Sunday, December 4, 2011

Too big to nail

CBS finally climbed aboard the wtf happened bandwagon tonight. Steve Croft had the feature story on 60 Minutes about what went wrong at Countrywide and Citi leading up to the great crash of owe eight.

Pretty much everybody on the planet already knows what went wrong. There's so many books written on the subject I had to put up extra shelves in the library here at Falling Downs.

It didn't just go wrong at Countrywide and Citi Bank. It was everywhere. Well, not everywhere of course. A lot of little regional banks came through the crisis pretty much unscathed. That would be your local bank if you live in Fargo or Bellingham or some other hick town where the bank folks know the town folks and the bank CEO is happy to be making the same annual income as the local high school principal.

Those weren't the guys who brought the roof down on the temple. It was the big dogs. The Lehman Brothers and the Goldman Sachs types, the operations where a guy three years out of Wharton felt entitled to a quarter million salary and a million dollar bonus.

To be honest, if I'd realized how easy they were making it to defraud them, I would have bought every house in Dade County back in the glory days before things hit the fan. They didn't care; they just kept sending out the loans because everybody in the loan-supply chain was getting huge bonuses knowing full well that at the end of the day there would be not a day of reckoning but a bailout.
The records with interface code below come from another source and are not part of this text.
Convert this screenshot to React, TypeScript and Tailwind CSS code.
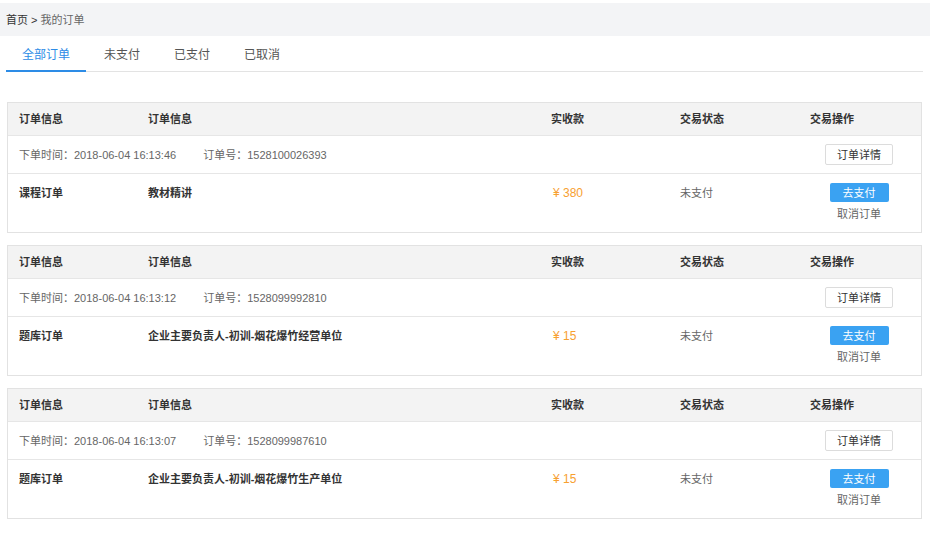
import React from 'react';

interface Order {
    time: string;
    no: string;
    type: string;
    name: string;
    price: string;
    status: string;
}

const orders: Order[] = [
    { time: '2018-06-04 16:13:46', no: '1528100026393', type: '课程订单', name: '教材精讲', price: '380', status: '未支付' },
    { time: '2018-06-04 16:13:12', no: '1528099992810', type: '题库订单', name: '企业主要负责人-初训-烟花爆竹经营单位', price: '15', status: '未支付' },
    { time: '2018-06-04 16:13:07', no: '1528099987610', type: '题库订单', name: '企业主要负责人-初训-烟花爆竹生产单位', price: '15', status: '未支付' },
];

const tabs = ['全部订单', '未支付', '已支付', '已取消'];

const grid = 'grid grid-cols-[129px_403px_129px_130px_1fr]';

const OrderCard: React.FC<{ order: Order }> = ({ order }) => {
    return (
        <div className="border border-[#e2e2e2] mt-[12px] first:mt-0">
            <div className={`${grid} h-[33px] items-center bg-[#f3f3f3] border-b border-[#e6e6e6] font-bold text-[#333]`}>
                <div className="pl-[11px]">订单信息</div>
                <div className="pl-[11px]">订单信息</div>
                <div className="pl-[11px]">实收款</div>
                <div className="pl-[11px]">交易状态</div>
                <div className="pl-[11px]">交易操作</div>
            </div>
            <div className="flex items-center h-[38px] border-b border-[#e6e6e6] pl-[11px] pr-[28px] text-[#666]">
                <span>下单时间：{order.time}</span>
                <span className="ml-[27px]">订单号：{order.no}</span>
                <button className="ml-auto h-[21px] w-[68px] border border-[#dcdcdc] rounded-[2px] bg-white text-[#333]">
                    订单详情
                </button>
            </div>
            <div className={`${grid} h-[58px] items-start`}>
                <div className="pl-[11px] pt-[11px] font-bold text-[#333]">{order.type}</div>
                <div className="pl-[11px] pt-[11px] font-bold text-[#333]">{order.name}</div>
                <div className="pl-[13px] pt-[11px] text-[12px] text-[#f7a030]">¥ {order.price}</div>
                <div className="pl-[11px] pt-[11px] text-[#666]">{order.status}</div>
                <div className="flex flex-col items-center pt-[9px] pr-[2px]">
                    <button className="h-[19px] w-[59px] rounded-[2px] bg-[#3aa2f2] text-white">去支付</button>
                    <span className="mt-[4px] text-[#666]">取消订单</span>
                </div>
            </div>
        </div>
    );
};

export default function App() {
    return (
        <div className="w-[930px] min-h-[533px] bg-white text-[11px] leading-[16px] font-['Liberation_Sans','Noto_Sans_CJK_SC',sans-serif]">
            <div className="mt-[3px] h-[33px] bg-[#f3f4f6] flex items-center px-[6px]">
                <span className="text-[#333]">首页</span>
                <span className="mx-[3px] text-[#333]">&gt;</span>
                <span className="text-[#666]">我的订单</span>
            </div>
            <div className="pl-[6px] pr-[7px]">
                <div className="flex gap-[2px] border-b border-[#e3e3e3] h-[36px]">
                    {tabs.map((t, i) => (
                        <div
                            key={t}
                            className={`px-[16px] pt-[3px] flex items-center text-[12px] mb-[-1px] ${i === 0
                                ? 'text-[#2d8ce6] border-b-2 border-[#2d8ce6]'
                                : 'text-[#555] border-b-2 border-transparent'
                                }`}
                        >
                            {t}
                        </div>
                    ))}
                </div>
                <div className="mt-[30px] pl-[1px] pr-[1px]">
                    {orders.map((o) => (
                        <OrderCard key={o.no} order={o} />
                    ))}
                </div>
            </div>
        </div>
    );
}
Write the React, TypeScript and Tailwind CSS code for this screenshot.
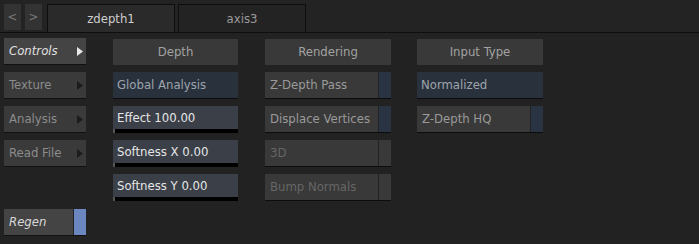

60 Minutes tried to give their story a little juice by focusing on the fact that none of the guys at the top of the supply chain are cooling their heels in prison. Guys like Fuld at Lehman and Prince at Citi came out of the wreckage with hundred of millions of dollars in their piggy banks, every penny of which they ultimately owe to the generous and forgiving nature of the American taxpayer.


Not a lot of mystery to the mystery of why nobody's in jail. Obama sailed into the White House on the winds of more Wall Street campaign money than any presidential candidate in the sordid history of Wall Street campaign money.


That's why the crooks are too big to fail and too big to nail.